Although this study is chiefly concerned with Aboriginal cultures within British Columbia, and the Tlingit were primarily in Alaska, the international border at 64-40 degrees north meant little to the Tlingit and Haida in the early 20th century. There has been considerable cultural and literary overlapping between the Haida and Tlingit, and between Washington State and Alaska.

Born in 1889, Alaskan schoolteacher Frances Lackey Paul, for instance, graduated from Whitworth College in Spokane as Frances Lackey in 1910. While attending college in Washington she met William Paul and married him in Aberdeen, Washington, in 1911. After the couple moved to southeastern Alaska in 1920, her husband and his brother became deeply embroiled in civil rights issues. Specifically, in 1925, the Alaska Territorial Legislature passed a new law stipulating only those who could read and write the English language were able to vote. Born in Tongass, Alaska in 1895, William Paul was a mixed race Tlingit who attended the Sheldon Jackson Presbyterian mission school at Sitka, then gained further education at the Carlisle Indian School in Pennsylvania, the Banks Business College in Philadelphia and Whitworth College in Spokane. He acquired a law degree through an extension program at LaSalle University. In 1920, at the eighth annual convention of the Alaska Native Brotherhood in Wrangell, William Paul and his brother Louis succeeded in radicalizing the agendae of the organization. The Pauls met with Charles Hawkesworth, head of Indian schools in Alaska, to present their demands for improved education, and William Paul adopted a controversial tactic of instructing illiterate Aboriginals how to vote--and who to vote for. His struggle with regards to the controversial literacy act legislation of 1925 helped William Paul become the first Aboriginal to be elected to political office in the Alaska territory.
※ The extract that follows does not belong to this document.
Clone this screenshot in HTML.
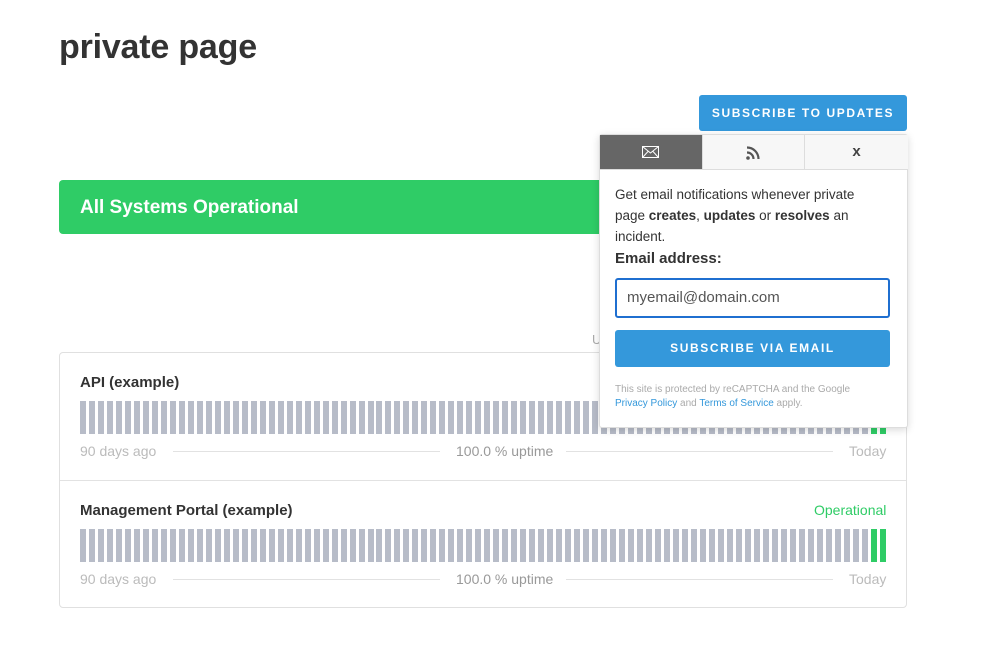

When she wasn't teaching school to Aboriginal children, Frances Paul helped in her husband's law office and shared his goal of desegregrating Alaska's school and fighting for equal rights. Having started work for the National Tuberculosis Association in 1933, she served as its president and executive secretary. Prior to her retirement in 1957, she wrote Home Care of the Tuberculosis in Alaska (1947) and Spruce Root Basketry of the Alaska Tlingit (1954). She wrote her memoirs in 1969 and died in Seattle in 1970. Written in 1938, her children's story about a Tlingit girl in the 1800s, Kahtahah: A Tlingit Girl (1976) was released posthumously, illustrated by Rie Munoz. Her grandson Ben Paul is a leading Tlingit artist. "She was continually drawing every piece of artwork she saw because she observed the loss of so many of our precious artifacts in Southeast Alaska," he has said. "She was particularly interested in frogs because it was the crest on her mother-in-law's, Tillie Paul Tamaree, button blanket. Tillie was Teehiton, the cedar bark house people." Two other titles by Tlingit authors are Devilfish Bay: The Giant Devilfish story (Woodinville, Washington: Wolfhouse Pub., 1997) by Rudy James and From the Wilderness (Karmichael Pr, 1996) by Walt Larson.

BOOKS:

Paul, Frances Lackey. Home Care of the Tuberculosis in Alaska (1947).

Paul, Frances Lackey. The Spruce Root Basketry of the Tlingit (Lawrence, Kansas: Haskell Institute, Dept. of the Interior, Bureau of Indian Affairs, 1944, 1954).

Paul, Frances Lackey. Kahtahah: A Tlingit Girl (Alaska Northwest Publishing Co., 1976, 1977. 1981, 1996). Illustrated by Rie Munoz.